OptionRequiredDefaultTypeDescription
connector
required(none)StringSpecify what connector to use, for Kafka the options are: ‘kafka’, ‘kafka-0.11’, ‘kafka-0.10’.
topic
required(none)StringTopic name from which the table is read.
properties.bootstrap.servers
required(none)StringComma separated list of Kafka brokers.
properties.group.id
required by source(none)StringThe id of the consumer group for Kafka source, optional for Kafka sink.
format
required(none)StringThe format used to deserialize and serialize Kafka messages. The supported formats are ‘csv’, ‘json’, ‘avro’, ‘debezium-json’ and ‘canal-json’. Please refer to Formats page for more details and more format options.
scan.startup.mode
optionalgroup-offsetsStringStartup mode for Kafka consumer, valid values are ‘earliest-offset’, ‘latest-offset’, ‘group-offsets’, ‘timestamp’ and ‘specific-offsets’. See the following Start Reading Position for more details.
scan.startup.specific-offsets
optional(none)StringSpecify offsets for each partition in case of ‘specific-offsets’ startup mode, e.g. ‘partition:0,offset:42;partition:1,offset:300’.
scan.startup.timestamp-millis
optional(none)LongStart from the specified epoch timestamp (milliseconds) used in case of ‘timestamp’ startup mode.
sink.partitioner
optional(none)StringOutput partitioning from Flink’s partitions into Kafka’s partitions. Valid values are
  • fixed: each Flink partition ends up in at most one Kafka partition.
  • round-robin: a Flink partition is distributed to Kafka partitions round-robin.
  • Custom FlinkKafkaPartitioner subclass: e.g. ‘org.mycompany.MyPartitioner’.

Features

Start Reading Position

The config option scan.startup.mode specifies the startup mode for Kafka consumer. The valid enumerations are:

  • group-offsets: start from committed offsets in ZK / Kafka brokers of a specific consumer group.
  • earliest-offset: start from the earliest offset possible.
  • latest-offset: start from the latest offset.
  • timestamp: start from user-supplied timestamp for each partition.
  • specific-offsets: start from user-supplied specific offsets for each partition.

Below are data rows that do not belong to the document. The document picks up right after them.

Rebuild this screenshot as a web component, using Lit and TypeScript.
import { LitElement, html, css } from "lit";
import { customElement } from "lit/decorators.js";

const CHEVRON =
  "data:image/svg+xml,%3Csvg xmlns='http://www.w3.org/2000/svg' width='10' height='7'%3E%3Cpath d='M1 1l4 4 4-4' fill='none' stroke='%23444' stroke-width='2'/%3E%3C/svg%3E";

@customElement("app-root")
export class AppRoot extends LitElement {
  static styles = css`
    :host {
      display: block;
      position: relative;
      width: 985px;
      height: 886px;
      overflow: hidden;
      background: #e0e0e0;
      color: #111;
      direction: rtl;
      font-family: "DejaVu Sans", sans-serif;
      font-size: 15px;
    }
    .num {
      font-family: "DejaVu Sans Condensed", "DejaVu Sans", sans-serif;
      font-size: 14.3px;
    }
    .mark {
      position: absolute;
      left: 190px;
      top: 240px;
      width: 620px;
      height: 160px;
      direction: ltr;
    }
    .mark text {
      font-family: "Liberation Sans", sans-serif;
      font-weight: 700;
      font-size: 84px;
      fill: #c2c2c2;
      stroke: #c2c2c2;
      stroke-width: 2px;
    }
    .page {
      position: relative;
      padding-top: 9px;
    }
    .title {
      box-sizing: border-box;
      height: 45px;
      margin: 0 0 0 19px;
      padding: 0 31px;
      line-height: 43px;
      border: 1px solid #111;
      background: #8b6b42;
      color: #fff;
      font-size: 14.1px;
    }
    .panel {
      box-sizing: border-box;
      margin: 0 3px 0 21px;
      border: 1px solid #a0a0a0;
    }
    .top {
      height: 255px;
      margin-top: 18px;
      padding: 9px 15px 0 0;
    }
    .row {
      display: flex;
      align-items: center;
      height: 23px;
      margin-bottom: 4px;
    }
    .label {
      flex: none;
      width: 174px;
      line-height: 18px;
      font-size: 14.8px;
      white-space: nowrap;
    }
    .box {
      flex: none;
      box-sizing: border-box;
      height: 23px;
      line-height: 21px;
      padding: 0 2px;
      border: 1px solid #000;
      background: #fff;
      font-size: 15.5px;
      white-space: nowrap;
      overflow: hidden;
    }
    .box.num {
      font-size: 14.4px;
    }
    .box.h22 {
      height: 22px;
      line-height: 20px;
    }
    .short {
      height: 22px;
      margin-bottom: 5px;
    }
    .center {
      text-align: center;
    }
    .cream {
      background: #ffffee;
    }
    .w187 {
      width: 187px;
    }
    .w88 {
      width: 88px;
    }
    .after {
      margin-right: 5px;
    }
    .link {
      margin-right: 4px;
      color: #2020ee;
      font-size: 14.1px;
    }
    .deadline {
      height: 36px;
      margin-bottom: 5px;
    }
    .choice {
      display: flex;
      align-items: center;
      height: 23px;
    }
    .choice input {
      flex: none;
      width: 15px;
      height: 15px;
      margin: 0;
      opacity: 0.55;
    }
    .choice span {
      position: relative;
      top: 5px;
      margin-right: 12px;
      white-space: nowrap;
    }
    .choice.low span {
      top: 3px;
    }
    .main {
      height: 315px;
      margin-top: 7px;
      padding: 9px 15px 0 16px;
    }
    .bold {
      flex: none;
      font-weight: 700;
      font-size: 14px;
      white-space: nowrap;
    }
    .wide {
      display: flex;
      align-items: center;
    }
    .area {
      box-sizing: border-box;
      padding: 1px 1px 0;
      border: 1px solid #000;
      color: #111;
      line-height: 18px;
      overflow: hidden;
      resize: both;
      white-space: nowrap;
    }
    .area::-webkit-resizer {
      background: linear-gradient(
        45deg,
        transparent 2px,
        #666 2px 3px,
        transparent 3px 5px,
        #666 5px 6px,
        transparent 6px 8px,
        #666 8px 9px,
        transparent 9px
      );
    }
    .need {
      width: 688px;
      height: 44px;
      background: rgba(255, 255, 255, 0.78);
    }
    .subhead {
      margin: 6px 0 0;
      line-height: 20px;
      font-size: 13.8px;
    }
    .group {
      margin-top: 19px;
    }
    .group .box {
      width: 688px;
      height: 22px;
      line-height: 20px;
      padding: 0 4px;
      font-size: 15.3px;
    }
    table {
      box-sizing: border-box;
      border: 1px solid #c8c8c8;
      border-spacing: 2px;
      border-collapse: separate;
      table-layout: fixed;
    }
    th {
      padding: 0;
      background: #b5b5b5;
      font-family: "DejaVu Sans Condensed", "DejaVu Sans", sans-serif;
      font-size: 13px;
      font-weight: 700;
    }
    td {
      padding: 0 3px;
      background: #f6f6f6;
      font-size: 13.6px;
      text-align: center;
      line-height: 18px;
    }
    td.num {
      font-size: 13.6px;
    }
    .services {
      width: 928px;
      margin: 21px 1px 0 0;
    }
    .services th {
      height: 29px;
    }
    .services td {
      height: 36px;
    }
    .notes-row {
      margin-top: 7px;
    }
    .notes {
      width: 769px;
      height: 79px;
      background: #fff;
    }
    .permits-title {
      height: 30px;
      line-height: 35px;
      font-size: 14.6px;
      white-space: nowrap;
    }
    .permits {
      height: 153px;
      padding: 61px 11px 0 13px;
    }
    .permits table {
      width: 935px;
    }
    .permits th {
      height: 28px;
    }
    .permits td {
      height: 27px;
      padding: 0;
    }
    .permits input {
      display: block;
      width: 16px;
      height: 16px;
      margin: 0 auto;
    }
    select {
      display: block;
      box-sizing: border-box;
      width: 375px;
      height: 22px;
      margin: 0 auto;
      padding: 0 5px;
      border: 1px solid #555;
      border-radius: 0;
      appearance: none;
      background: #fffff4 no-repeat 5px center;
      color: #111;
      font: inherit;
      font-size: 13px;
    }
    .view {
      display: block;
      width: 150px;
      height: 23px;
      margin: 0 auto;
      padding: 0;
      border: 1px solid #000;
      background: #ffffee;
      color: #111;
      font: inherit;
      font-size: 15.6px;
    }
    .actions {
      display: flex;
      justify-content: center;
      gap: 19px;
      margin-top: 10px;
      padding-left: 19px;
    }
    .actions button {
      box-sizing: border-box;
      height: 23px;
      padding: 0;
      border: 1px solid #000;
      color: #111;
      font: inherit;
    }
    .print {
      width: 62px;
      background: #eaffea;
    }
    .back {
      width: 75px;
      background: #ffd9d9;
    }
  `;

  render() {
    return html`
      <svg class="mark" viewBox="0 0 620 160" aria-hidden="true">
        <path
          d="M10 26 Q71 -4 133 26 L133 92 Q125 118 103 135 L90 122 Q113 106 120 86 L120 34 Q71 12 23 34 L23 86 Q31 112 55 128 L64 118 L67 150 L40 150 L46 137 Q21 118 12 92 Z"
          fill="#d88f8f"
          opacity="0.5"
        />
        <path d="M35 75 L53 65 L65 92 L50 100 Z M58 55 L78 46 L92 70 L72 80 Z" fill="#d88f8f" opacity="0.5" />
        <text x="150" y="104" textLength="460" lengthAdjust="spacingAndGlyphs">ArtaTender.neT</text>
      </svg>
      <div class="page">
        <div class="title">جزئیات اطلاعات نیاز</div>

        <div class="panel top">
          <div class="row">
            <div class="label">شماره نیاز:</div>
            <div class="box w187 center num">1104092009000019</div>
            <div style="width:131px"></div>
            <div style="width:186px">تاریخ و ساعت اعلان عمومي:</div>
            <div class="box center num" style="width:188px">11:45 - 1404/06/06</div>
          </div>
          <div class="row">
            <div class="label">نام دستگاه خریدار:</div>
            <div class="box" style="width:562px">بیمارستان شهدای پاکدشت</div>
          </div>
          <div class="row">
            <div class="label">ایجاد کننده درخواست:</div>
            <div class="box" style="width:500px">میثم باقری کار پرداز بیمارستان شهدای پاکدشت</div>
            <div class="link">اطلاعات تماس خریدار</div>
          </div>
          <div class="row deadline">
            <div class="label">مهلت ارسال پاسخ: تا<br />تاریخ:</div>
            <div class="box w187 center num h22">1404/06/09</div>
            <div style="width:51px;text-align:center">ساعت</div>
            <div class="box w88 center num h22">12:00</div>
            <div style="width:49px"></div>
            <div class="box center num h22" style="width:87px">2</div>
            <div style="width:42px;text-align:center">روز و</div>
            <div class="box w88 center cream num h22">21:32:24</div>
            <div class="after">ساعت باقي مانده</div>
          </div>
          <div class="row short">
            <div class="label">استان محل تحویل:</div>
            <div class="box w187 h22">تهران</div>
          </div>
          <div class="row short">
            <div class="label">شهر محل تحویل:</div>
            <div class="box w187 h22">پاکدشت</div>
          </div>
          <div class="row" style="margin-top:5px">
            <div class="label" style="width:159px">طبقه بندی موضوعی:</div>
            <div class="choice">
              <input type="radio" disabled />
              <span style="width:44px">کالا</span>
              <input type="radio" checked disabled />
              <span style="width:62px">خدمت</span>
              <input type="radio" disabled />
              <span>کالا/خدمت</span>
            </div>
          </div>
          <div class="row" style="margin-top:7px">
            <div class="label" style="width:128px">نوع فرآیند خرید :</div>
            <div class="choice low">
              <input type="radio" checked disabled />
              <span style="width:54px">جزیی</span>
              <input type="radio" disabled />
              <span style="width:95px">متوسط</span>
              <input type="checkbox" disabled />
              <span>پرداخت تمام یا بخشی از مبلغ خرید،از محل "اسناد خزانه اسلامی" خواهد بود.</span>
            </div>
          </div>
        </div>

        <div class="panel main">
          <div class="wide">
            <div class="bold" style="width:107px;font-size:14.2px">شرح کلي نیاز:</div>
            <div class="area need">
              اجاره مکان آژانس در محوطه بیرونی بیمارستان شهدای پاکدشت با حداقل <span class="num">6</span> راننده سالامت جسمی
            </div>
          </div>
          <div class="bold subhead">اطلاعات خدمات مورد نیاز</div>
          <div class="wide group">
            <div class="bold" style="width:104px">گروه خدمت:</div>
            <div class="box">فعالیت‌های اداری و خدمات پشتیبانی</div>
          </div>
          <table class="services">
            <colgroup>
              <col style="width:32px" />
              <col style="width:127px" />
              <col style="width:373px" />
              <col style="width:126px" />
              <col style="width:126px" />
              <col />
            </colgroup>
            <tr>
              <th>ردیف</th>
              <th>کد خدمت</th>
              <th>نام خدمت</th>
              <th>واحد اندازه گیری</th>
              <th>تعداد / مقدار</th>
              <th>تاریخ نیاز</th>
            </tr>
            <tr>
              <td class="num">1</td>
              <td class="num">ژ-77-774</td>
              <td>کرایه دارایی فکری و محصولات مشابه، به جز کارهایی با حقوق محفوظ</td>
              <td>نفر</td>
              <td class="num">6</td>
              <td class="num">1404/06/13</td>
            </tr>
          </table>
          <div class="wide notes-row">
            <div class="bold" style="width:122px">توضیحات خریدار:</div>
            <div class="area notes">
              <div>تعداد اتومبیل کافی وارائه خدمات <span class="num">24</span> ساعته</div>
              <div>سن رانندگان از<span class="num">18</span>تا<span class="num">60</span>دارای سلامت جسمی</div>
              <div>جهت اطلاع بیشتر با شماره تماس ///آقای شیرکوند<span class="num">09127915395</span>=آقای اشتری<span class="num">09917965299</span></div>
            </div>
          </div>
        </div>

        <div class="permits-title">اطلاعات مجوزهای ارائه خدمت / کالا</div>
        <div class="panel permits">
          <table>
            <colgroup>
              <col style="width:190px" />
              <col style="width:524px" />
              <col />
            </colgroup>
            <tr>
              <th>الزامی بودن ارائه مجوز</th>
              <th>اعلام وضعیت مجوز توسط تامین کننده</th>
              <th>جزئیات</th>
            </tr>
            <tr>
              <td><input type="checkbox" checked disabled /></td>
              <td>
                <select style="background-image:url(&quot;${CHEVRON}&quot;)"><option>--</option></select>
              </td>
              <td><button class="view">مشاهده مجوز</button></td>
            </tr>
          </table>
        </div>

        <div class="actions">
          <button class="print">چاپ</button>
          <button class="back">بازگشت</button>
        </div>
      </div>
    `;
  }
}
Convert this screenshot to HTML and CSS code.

The default option value is group-offsets which indicates to consume from last committed offsets in ZK / Kafka brokers.

If timestamp is specified, another config option scan.startup.timestamp-millis is required to specify a specific startup timestamp in milliseconds since January 1, 1970 00:00:00.000 GMT.

If specific-offsets is specified, another config option scan.startup.specific-offsets is required to specify specific startup offsets for each partition, e.g. an option value partition:0,offset:42;partition:1,offset:300 indicates offset 42 for partition 0 and offset 300 for partition 1.

Changelog Source

Flink natively supports Kafka as a changelog source. If messages in Kafka topic is change event captured from other databases using CDC tools, then you can use a CDC format to interpret messages as INSERT/UPDATE/DELETE messages into Flink SQL system. Flink provides two CDC formats debezium-json and canal-json to interpret change events captured by Debezium and Canal. The changelog source is a very useful feature in many cases, such as synchronizing incremental data from databases to other systems, auditing logs, materialized views on databases, temporal join changing history of a database table and so on. See more about how to use the CDC formats in debezium-json and canal-json.

Sink Partitioning

The config option sink.partitioner specifies output partitioning from Flink’s partitions into Kafka’s partitions. By default, a Kafka sink writes to at most as many partitions as its own parallelism (each parallel instance of the sink writes to exactly one partition). In order to distribute the writes to more partitions or control the routing of rows into partitions, a custom sink partitioner can be provided. The round-robin partitioner is useful to avoid an unbalanced partitioning. However, it will cause a lot of network connections between all the Flink instances and all the Kafka brokers.

Consistency guarantees

By default, a Kafka sink ingests data with at-least-once guarantees into a Kafka topic if the query is executed with checkpointing enabled.

Data Type Mapping

Kafka stores message keys and values as bytes, so Kafka doesn’t have schema or data types. The Kafka messages are deserialized and serialized by formats, e.g. csv, json, avro. Thus, the data type mapping is determined by specific formats. Please refer to Formats pages for more details.